(begin)

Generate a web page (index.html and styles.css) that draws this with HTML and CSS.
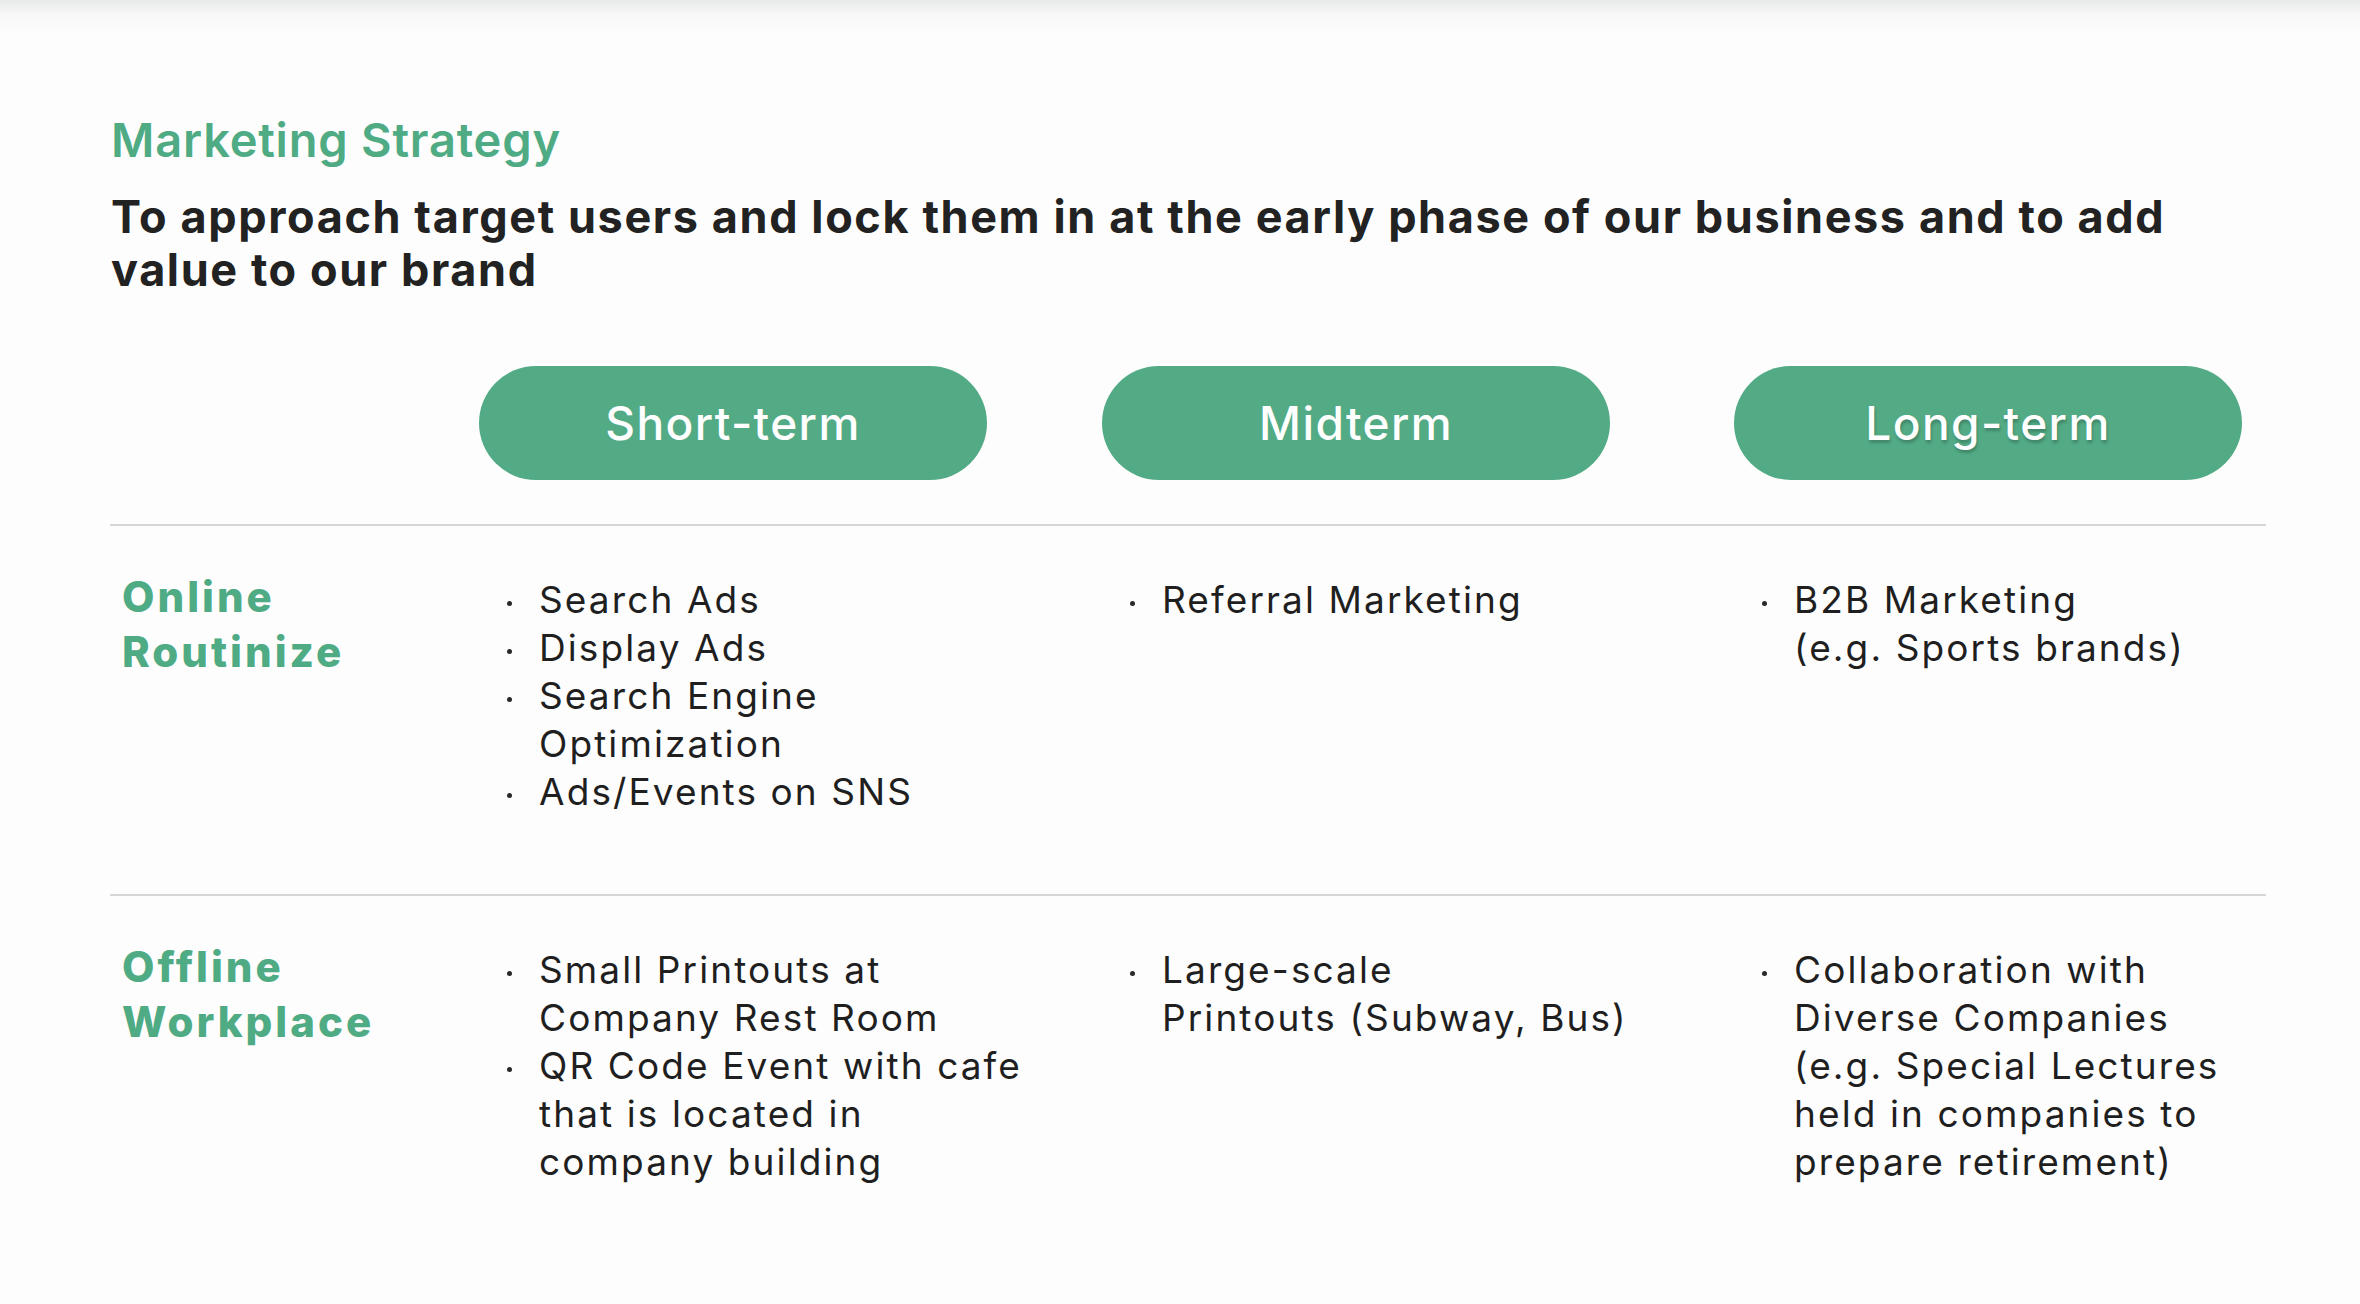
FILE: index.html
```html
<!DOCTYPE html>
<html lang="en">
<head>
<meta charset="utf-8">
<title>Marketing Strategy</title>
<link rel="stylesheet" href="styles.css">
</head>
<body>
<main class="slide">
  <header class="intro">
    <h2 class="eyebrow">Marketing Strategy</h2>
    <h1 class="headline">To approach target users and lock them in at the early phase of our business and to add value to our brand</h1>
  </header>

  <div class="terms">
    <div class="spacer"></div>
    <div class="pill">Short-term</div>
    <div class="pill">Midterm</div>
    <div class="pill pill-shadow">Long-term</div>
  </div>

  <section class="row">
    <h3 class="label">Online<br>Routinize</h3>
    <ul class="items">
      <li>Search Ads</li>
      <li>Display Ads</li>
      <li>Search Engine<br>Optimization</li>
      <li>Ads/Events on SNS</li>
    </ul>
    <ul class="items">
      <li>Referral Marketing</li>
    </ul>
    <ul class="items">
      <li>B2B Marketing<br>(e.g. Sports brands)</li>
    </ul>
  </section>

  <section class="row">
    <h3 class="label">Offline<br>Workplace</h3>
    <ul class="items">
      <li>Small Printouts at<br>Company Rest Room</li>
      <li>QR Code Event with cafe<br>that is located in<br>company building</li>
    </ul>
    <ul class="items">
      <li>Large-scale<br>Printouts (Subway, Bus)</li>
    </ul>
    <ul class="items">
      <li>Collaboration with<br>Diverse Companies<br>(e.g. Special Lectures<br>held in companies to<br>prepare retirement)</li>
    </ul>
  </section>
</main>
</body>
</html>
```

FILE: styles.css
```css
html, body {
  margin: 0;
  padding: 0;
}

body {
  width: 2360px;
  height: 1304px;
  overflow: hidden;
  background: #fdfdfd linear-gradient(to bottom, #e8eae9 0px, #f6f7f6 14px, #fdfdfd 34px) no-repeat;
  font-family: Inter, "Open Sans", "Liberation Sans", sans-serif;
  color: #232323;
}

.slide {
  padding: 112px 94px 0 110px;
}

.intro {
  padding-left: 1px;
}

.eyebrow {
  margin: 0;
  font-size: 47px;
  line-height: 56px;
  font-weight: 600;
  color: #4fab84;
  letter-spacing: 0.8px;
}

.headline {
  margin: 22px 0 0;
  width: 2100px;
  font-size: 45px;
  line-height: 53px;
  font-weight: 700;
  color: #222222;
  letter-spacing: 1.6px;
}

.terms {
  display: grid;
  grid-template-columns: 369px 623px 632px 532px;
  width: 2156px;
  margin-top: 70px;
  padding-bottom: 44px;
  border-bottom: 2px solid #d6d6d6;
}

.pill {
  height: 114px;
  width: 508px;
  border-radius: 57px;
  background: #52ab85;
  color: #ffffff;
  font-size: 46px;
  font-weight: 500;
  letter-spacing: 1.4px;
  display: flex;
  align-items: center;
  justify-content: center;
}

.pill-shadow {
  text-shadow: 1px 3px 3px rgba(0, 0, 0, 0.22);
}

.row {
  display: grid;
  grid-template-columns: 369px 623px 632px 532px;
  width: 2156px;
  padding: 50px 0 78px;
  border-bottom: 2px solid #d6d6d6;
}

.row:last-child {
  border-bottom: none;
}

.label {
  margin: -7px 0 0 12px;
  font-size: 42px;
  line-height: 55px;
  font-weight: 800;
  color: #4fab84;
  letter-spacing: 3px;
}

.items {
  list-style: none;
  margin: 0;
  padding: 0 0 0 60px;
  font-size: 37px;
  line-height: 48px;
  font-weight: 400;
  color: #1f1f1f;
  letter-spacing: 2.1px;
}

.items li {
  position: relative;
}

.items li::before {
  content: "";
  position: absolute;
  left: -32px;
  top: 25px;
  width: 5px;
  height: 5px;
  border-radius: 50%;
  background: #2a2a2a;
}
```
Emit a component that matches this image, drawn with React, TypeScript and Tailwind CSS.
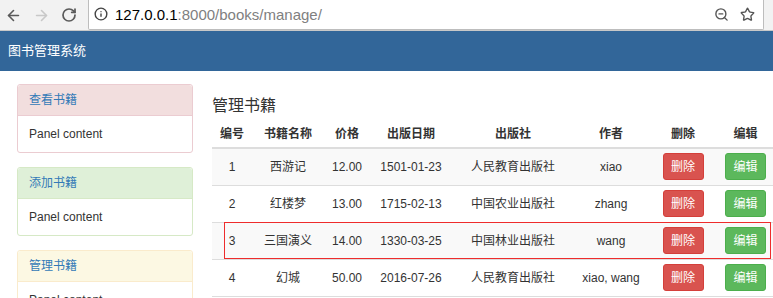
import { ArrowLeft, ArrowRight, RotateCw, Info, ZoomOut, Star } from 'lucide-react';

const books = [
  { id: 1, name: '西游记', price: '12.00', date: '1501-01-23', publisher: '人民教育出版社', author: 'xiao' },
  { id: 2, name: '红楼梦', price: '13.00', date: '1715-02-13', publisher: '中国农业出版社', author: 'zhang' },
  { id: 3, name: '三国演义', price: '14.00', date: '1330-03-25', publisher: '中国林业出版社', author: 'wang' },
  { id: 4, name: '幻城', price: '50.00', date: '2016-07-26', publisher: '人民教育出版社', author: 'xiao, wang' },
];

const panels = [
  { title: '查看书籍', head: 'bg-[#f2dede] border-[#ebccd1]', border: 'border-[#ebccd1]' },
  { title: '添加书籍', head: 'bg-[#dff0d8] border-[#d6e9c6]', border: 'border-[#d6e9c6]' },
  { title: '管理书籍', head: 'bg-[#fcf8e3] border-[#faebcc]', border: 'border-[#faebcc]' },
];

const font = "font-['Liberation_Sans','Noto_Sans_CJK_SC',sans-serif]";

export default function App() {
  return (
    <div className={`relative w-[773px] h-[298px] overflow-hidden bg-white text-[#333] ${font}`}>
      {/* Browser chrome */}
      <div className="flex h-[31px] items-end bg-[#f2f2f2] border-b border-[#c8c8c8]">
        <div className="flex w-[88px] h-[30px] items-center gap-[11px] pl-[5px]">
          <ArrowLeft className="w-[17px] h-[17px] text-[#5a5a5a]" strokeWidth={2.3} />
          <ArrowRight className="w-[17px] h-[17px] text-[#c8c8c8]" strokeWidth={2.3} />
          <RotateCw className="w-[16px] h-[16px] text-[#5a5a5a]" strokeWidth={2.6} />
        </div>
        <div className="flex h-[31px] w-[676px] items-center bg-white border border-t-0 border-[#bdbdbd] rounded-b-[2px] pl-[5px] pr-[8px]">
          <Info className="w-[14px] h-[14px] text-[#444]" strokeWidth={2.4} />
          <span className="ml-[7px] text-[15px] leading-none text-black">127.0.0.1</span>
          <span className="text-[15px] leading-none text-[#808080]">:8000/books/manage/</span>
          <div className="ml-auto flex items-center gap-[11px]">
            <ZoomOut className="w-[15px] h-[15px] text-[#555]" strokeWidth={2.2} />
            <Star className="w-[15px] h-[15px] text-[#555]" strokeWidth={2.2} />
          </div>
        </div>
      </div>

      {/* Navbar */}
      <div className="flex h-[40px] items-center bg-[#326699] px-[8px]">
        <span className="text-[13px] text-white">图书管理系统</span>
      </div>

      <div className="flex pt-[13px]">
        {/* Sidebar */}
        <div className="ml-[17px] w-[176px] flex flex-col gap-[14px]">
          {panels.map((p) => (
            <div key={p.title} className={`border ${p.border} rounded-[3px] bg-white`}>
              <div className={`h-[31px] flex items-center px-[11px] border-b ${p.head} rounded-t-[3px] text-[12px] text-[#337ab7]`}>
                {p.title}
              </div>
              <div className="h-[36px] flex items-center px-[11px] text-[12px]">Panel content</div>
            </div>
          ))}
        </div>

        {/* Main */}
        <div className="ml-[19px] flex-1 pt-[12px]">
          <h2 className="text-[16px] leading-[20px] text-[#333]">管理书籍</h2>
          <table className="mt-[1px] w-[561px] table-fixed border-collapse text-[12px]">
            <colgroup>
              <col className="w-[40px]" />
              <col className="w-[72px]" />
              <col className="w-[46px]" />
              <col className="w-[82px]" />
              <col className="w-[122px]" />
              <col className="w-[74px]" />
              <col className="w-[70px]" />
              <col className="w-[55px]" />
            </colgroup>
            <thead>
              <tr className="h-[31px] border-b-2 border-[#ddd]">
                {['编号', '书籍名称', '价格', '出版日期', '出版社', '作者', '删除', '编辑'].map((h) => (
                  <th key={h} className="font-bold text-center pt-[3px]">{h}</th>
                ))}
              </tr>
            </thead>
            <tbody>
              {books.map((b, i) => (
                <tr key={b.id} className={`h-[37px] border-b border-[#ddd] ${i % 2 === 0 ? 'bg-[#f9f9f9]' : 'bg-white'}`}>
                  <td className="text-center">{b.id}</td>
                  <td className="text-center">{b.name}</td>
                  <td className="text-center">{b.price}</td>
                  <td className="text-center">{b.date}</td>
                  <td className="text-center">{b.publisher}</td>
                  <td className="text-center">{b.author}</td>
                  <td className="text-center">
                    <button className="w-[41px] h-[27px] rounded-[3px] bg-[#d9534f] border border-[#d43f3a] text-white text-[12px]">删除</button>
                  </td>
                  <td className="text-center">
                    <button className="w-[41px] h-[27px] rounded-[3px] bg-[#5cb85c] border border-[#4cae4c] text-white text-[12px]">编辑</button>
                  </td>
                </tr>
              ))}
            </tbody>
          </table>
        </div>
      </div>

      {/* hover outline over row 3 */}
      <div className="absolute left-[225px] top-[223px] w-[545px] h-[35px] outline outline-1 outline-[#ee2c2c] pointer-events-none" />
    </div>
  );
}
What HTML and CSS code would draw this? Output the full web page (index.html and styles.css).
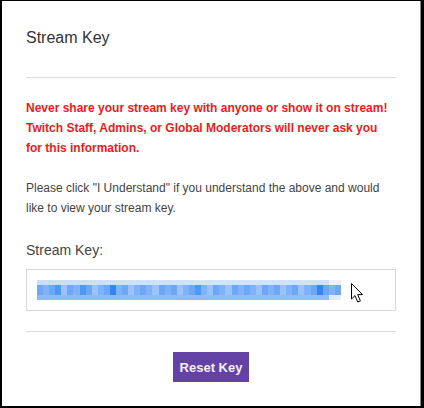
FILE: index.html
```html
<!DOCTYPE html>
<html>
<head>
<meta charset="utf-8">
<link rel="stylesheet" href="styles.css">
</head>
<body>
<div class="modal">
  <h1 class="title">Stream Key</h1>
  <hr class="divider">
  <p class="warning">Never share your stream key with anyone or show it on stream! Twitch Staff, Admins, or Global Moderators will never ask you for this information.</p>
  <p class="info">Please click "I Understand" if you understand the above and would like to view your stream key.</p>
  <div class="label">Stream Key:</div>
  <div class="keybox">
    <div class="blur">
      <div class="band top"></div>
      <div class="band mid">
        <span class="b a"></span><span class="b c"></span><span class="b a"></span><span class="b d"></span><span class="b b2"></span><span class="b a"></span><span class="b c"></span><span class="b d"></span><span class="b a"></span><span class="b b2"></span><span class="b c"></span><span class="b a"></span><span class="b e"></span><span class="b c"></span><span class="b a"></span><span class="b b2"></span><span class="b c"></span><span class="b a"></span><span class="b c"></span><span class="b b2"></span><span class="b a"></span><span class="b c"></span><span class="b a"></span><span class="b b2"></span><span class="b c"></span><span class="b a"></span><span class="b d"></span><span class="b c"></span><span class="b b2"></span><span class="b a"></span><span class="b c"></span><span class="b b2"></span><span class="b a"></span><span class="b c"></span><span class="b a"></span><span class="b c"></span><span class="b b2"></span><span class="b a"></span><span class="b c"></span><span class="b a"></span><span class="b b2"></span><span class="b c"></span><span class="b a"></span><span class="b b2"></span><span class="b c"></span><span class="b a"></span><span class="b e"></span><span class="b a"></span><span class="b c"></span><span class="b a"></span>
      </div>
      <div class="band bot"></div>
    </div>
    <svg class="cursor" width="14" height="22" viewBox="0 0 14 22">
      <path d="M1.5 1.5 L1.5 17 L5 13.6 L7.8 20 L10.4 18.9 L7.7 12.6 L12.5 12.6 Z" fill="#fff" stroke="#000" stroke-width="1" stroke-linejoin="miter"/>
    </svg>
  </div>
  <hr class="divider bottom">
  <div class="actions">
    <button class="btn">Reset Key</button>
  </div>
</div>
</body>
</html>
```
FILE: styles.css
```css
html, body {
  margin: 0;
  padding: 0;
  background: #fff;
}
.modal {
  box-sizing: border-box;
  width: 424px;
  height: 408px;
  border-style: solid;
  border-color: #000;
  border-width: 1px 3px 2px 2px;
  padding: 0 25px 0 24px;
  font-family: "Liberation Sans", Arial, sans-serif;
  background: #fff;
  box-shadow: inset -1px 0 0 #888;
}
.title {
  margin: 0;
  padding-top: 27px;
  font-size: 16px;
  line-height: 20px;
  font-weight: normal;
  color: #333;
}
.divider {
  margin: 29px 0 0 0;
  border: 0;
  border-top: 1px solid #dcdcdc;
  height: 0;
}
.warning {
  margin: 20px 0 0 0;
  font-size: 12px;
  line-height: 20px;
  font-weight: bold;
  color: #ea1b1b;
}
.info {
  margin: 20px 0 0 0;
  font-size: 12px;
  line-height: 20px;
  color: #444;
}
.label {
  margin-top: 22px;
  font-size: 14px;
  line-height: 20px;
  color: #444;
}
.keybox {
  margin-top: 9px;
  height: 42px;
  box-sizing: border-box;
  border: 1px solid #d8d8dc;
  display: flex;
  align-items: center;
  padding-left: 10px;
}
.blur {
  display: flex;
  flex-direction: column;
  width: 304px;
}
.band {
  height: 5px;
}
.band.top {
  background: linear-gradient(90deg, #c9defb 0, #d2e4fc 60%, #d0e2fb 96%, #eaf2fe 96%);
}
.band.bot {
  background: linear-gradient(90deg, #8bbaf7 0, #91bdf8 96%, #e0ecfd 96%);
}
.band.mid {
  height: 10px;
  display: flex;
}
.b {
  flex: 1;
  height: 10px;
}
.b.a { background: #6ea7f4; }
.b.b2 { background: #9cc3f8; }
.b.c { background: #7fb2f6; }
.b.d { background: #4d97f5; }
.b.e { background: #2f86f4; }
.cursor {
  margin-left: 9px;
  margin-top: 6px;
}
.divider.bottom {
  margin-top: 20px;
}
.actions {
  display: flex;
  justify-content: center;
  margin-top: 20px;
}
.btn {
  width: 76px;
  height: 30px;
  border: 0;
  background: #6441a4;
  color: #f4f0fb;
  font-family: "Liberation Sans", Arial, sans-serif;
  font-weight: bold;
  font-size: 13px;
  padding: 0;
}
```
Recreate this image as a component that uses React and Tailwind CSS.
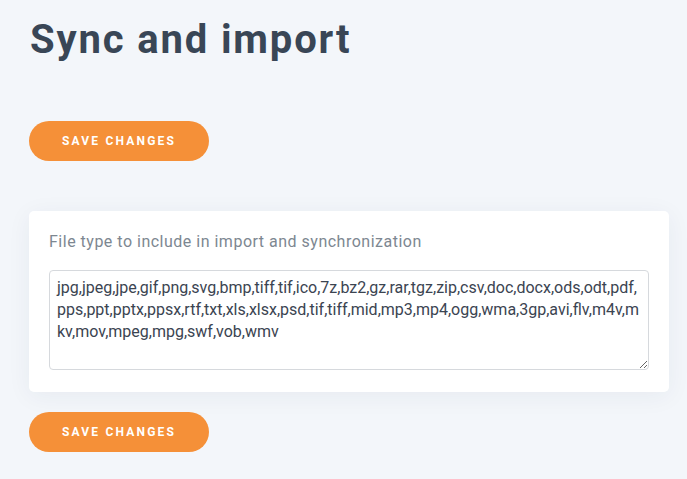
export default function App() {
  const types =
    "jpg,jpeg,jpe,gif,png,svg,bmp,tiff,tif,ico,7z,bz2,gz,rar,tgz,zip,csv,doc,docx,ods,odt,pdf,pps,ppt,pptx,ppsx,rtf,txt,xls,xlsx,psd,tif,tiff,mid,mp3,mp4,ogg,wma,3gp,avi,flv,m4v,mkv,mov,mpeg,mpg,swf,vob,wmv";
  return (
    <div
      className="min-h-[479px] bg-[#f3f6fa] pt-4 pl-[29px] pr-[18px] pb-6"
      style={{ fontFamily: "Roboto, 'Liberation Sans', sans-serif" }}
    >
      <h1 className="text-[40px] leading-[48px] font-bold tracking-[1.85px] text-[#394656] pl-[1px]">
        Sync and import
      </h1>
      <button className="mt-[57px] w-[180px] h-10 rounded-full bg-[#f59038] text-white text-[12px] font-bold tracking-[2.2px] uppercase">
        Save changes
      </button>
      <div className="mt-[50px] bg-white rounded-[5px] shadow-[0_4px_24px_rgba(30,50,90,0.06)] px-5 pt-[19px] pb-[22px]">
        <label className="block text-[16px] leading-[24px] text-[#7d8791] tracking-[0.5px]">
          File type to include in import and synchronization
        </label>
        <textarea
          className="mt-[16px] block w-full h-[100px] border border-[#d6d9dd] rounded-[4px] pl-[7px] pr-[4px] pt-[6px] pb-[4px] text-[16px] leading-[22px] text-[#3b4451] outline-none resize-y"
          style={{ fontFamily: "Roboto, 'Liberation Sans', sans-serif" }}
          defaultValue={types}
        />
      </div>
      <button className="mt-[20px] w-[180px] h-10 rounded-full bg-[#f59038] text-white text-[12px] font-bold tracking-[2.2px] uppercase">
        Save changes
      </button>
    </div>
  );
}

(end)

REQUIREMENTS:
Gather all lines where the word "component" appears.

ANSWER TO THE PROBLEM:
Emit a component that matches this image, drawn with React, TypeScript and Tailwind CSS.
Recreate this image as a component that uses React and Tailwind CSS.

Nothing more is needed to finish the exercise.